Even before the Hiroshima attack, American air force General Curtis LeMay boasted that American bombers were "driving them [Japanese] back to the stone age." Henry H. ("Hap") Arnold, commanding General of the Army air forces, declared in his 1949 memoirs: "It always appeared to us, atomic bomb or no atomic bomb, the Japanese were already on the verge of collapse." This was confirmed by former Japanese prime minister Fumimaro Konoye, who said: "Fundamentally, the thing that brought about the determination to make peace was the prolonged bombing by the B-29s."

Months before the end of the war, Japan's leaders recognized that defeat was inevitable. In April 1945 a new government headed by Kantaro Suzuki took office with the mission of ending the war. When Germany capitulated in early May, the Japanese understood that the British and Americans would now direct the full fury of their awesome military power exclusively against them.

American officials, having long since broken Japan's secret codes, knew from intercepted messages that the country's leaders were seeking to end the war on terms as favorable as possible. Details of these efforts were known from decoded secret communications between the Foreign Ministry in Tokyo and Japanese diplomats abroad.

In his 1965 study, Atomic Diplomacy: Hiroshima and Potsdam (pp. 107, 108), historian Gar Alperovitz writes:

Although Japanese peace feelers had been sent out as early as September 1944 (and [China's] Chiang Kai-shek had been approached regarding surrender possibilities in December 1944), the real effort to end the war began in the spring of 1945. This effort stressed the role of the Soviet Union ...

In mid-April [1945] the [US] Joint Intelligence Committee reported that Japanese leaders were looking for a way to modify the surrender terms to end the war. The State Department was convinced the Emperor was actively seeking a way to stop the fighting.

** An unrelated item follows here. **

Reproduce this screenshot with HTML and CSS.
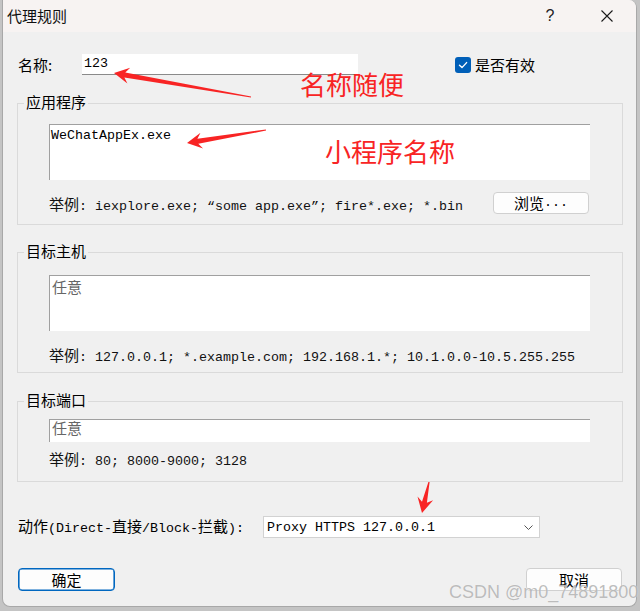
FILE: index.html
```html
<!DOCTYPE html>
<html lang="zh-CN">
<head>
<meta charset="utf-8">
<title>代理规则</title>
<link rel="stylesheet" href="styles.css">
</head>
<body>
<div class="dialog">
  <div class="titlebar">
    <span class="title">代理规则</span>
    <span class="tb-btn help">?</span>
    <span class="tb-btn close">
      <svg width="12" height="12" viewBox="0 0 12 12"><path d="M0.5 0.5 L11.5 11.5 M11.5 0.5 L0.5 11.5" stroke="#1a1a1a" stroke-width="1.1" fill="none"/></svg>
    </span>
  </div>
  <div class="content">
    <div class="name-row">
      <span class="zh lbl">名称:</span>
      <div class="name-input">123</div>
      <div class="check">
        <span class="box"><svg width="16" height="16" viewBox="0 0 16 16"><path d="M4.5 8.3 L7 10.6 L11.6 5.6" stroke="#fff" stroke-width="1.4" fill="none" stroke-linecap="round" stroke-linejoin="round"/></svg></span>
        <span class="zh">是否有效</span>
      </div>
    </div>

    <div class="group g1">
      <div class="legend zh">应用程序</div>
      <div class="area a1">WeChatAppEx.exe</div>
      <div class="ex-row">
        <span class="ex"><span class="zh">举例</span>: iexplore.exe; “some app.exe”; fire*.exe; *.bin</span>
        <div class="btn browse"><span class="zh">浏览</span>...</div>
      </div>
    </div>

    <div class="group g2">
      <div class="legend zh">目标主机</div>
      <div class="area a2"><span class="any">任意</span></div>
      <div class="ex ex2"><span class="zh">举例</span>: 127.0.0.1; *.example.com; 192.168.1.*; 10.1.0.0-10.5.255.255</div>
    </div>

    <div class="group g3">
      <div class="legend zh">目标端口</div>
      <div class="field"><span class="any">任意</span></div>
      <div class="ex ex3"><span class="zh">举例</span>: 80; 8000-9000; 3128</div>
    </div>

    <div class="action-row">
      <span class="action-lbl"><span class="zh">动作</span>(Direct-<span class="zh">直接</span>/Block-<span class="zh">拦截</span>):</span>
      <div class="select">
        <span>Proxy HTTPS 127.0.0.1</span>
        <svg width="9" height="5" viewBox="0 0 9 5"><path d="M0.5 0.5 L4.5 4.5 L8.5 0.5" stroke="#555" stroke-width="1" fill="none"/></svg>
      </div>
    </div>

    <div class="btn-row">
      <div class="btn ok zh">确定</div>
      <div class="btn cancel zh">取消</div>
    </div>
  </div>
</div>

<div class="note n1">名称随便</div>
<div class="note n2">小程序名称</div>
<svg class="arrows" width="640" height="611" viewBox="0 0 640 611">
  <polygon fill="#f82424" points="114,73 130.2,67.7 125.3,72.4 251.1,96.4 250.9,97.6 124.4,77.4 127.4,83.5"/>
  <polygon fill="#f82424" points="187,143 200.5,132.7 197.4,138.8 265.9,129.4 266.1,130.6 198.3,143.7 203.1,148.5"/>
  <polygon fill="#f82424" points="422,513 417.5,496.6 422,501.7 428.4,481.9 429.6,482.1 426.9,502.8 433.1,500.2"/>
</svg>
<div class="watermark">CSDN @m0_74891800</div>
</body>
</html>
```

FILE: styles.css
```css
* {
  box-sizing: border-box;
  margin: 0;
  padding: 0;
}

html, body {
  width: 640px;
  height: 611px;
  overflow: hidden;
}

body {
  background: #c4c4c4;
  padding: 0 3px 4px 2px;
  font-family: "Liberation Mono", "Noto Sans CJK SC", monospace;
  font-size: 13.33px;
  color: #000;
}

.zh {
  font-family: "Noto Sans CJK SC", sans-serif;
  font-size: 15px;
}

.ex .zh,
.action-lbl .zh,
.browse .zh {
  line-height: 14px;
}

.dialog {
  position: relative;
  width: 635px;
  height: 607px;
  background: #f0f0f0;
  border: 1px solid #a8a8a8;
  border-top: 0;
  border-radius: 0 8px 8px 8px;
  overflow: hidden;
}

.titlebar {
  height: 32px;
  display: flex;
  align-items: center;
  background: #f7f3f2;
  padding: 0 6px 0 4px;
  gap: 11px;
}

.title {
  flex: 1;
  font-family: "Noto Sans CJK SC", sans-serif;
  font-size: 15px;
  line-height: 20px;
  color: #111;
}

.tb-btn {
  width: 46px;
  height: 32px;
  display: flex;
  align-items: center;
  justify-content: center;
}

.help {
  font-family: "Liberation Sans", sans-serif;
  font-size: 16px;
  color: #222;
}

.content {
  padding-top: 22px;
}

.name-row {
  display: flex;
  align-items: center;
  height: 21px;
  padding-left: 15px;
}

.lbl {
  width: 64px;
  line-height: 21px;
}

.name-input {
  width: 276px;
  height: 21px;
  background: #fff;
  border-bottom: 1px solid #8a8a8a;
  padding-left: 2px;
  line-height: 20px;
}

.check {
  margin-left: 97px;
  display: flex;
  align-items: center;
  gap: 4px;
}

.box {
  width: 16px;
  height: 16px;
  border-radius: 3px;
  background: #005fb8;
  display: flex;
}

.group {
  margin: 0 13px 0 14px;
  border: 1px solid #dadada;
  padding-left: 31px;
}

.legend {
  height: 20px;
  width: max-content;
  line-height: 18px;
  margin: -11px 0 0 -25px;
  padding: 0 2px;
  background: #f0f0f0;
}

.g1 {
  margin-top: 28px;
  padding-bottom: 10px;
}

.g2 {
  margin-top: 27px;
  padding-bottom: 4px;
}

.g3 {
  margin-top: 28px;
  padding-bottom: 9px;
}

.area {
  width: 541px;
  height: 56px;
  background: #fff;
  border-top: 1px solid #a0a0a0;
  border-left: 1px solid #a0a0a0;
  padding: 2px 0 0 1px;
  line-height: 18px;
}

.a1 {
  margin-top: 11px;
}

.a2 {
  margin-top: 13px;
  padding-left: 2px;
}

.any {
  font-family: "Noto Sans CJK SC", sans-serif;
  font-size: 15px;
  color: #666;
}

.field {
  margin-top: 8px;
  width: 541px;
  height: 23px;
  background: #fff;
  border-top: 1px solid #a0a0a0;
  border-left: 1px solid #a0a0a0;
  padding-left: 2px;
  line-height: 16px;
}

.ex-row {
  width: 541px;
  height: 22px;
  margin-top: 12px;
  display: flex;
  justify-content: space-between;
  align-items: flex-start;
}

.ex {
  display: block;
  height: 20px;
  line-height: 20px;
  white-space: pre;
  color: #111;
}

.ex-row .ex {
  margin-top: 5px;
}

.ex2 {
  margin-top: 17px;
}

.ex3 {
  margin-top: 10px;
}

.btn {
  height: 22px;
  display: flex;
  align-items: center;
  justify-content: center;
  background: #fdfdfd;
  border: 1px solid #d0d0d0;
  border-radius: 4px;
  line-height: 18px;
}

.browse {
  width: 96px;
  margin-right: 1px;
}

.action-row {
  margin-top: 34px;
  height: 22px;
  padding-left: 15px;
  display: flex;
  align-items: center;
}

.action-lbl {
  width: 245px;
  height: 20px;
  line-height: 20px;
  margin-top: 3px;
  white-space: pre;
}

.select {
  width: 277px;
  height: 22px;
  background: #fff;
  border: 1px solid #d2d2d2;
  display: flex;
  align-items: center;
  justify-content: space-between;
  padding: 0 6px 0 3px;
}

.btn-row {
  margin-top: 30px;
  padding: 0 14px 0 15px;
  display: flex;
  justify-content: space-between;
}

.ok {
  width: 97px;
  height: 23px;
  border: 1px solid #0067c0;
  box-shadow: inset 0 0 0 0.6px #0067c0;
}

.cancel {
  width: 96px;
  height: 23px;
}

.note {
  position: absolute;
  font-family: "Noto Sans CJK SC", sans-serif;
  font-size: 26px;
  line-height: 28px;
  color: #f82424;
  white-space: nowrap;
}

.n1 {
  left: 300px;
  top: 70px;
}

.n2 {
  left: 325px;
  top: 137px;
}

.arrows {
  position: absolute;
  left: 0;
  top: 0;
  pointer-events: none;
}

.watermark {
  position: absolute;
  left: 449px;
  top: 581px;
  font-family: "Liberation Sans", sans-serif;
  font-size: 18px;
  line-height: 22px;
  color: rgba(160, 160, 160, 0.7);
  text-shadow: 0 0 1px rgba(255, 255, 255, 0.8);
  white-space: nowrap;
}
```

In April and May 1945, Japan made three attempts through neutral Sweden and Portugal to bring the war to a peaceful end. On April 7, acting Foreign Minister Mamoru Shigemitsu met with Swedish ambassador Widon Bagge in Tokyo, asking him "to ascertain what peace terms the United States and Britain had in mind." But he emphasized that unconditional surrender was unacceptable, and that "the Emperor must not be touched." Bagge relayed the message to the United States, but Secretary of State Stettinius told the US Ambassador in Sweden to "show no interest or take any initiative in pursuit of the matter." Similar Japanese peace signals through Portugal, on May 7, and again through Sweden, on the 10th, proved similarly fruitless.

On July 12, Hirohito summoned Fumimaro Konoye, who had served as prime minister in 1940-41. Explaining that "it will be necessary to terminate the war without delay," the Emperor said that he wished Konoye to secure peace with the Americans and British through the Soviets. As Prince Konoye later recalled, the Emperor instructed him "to secure peace at any price, notwithstanding its severity."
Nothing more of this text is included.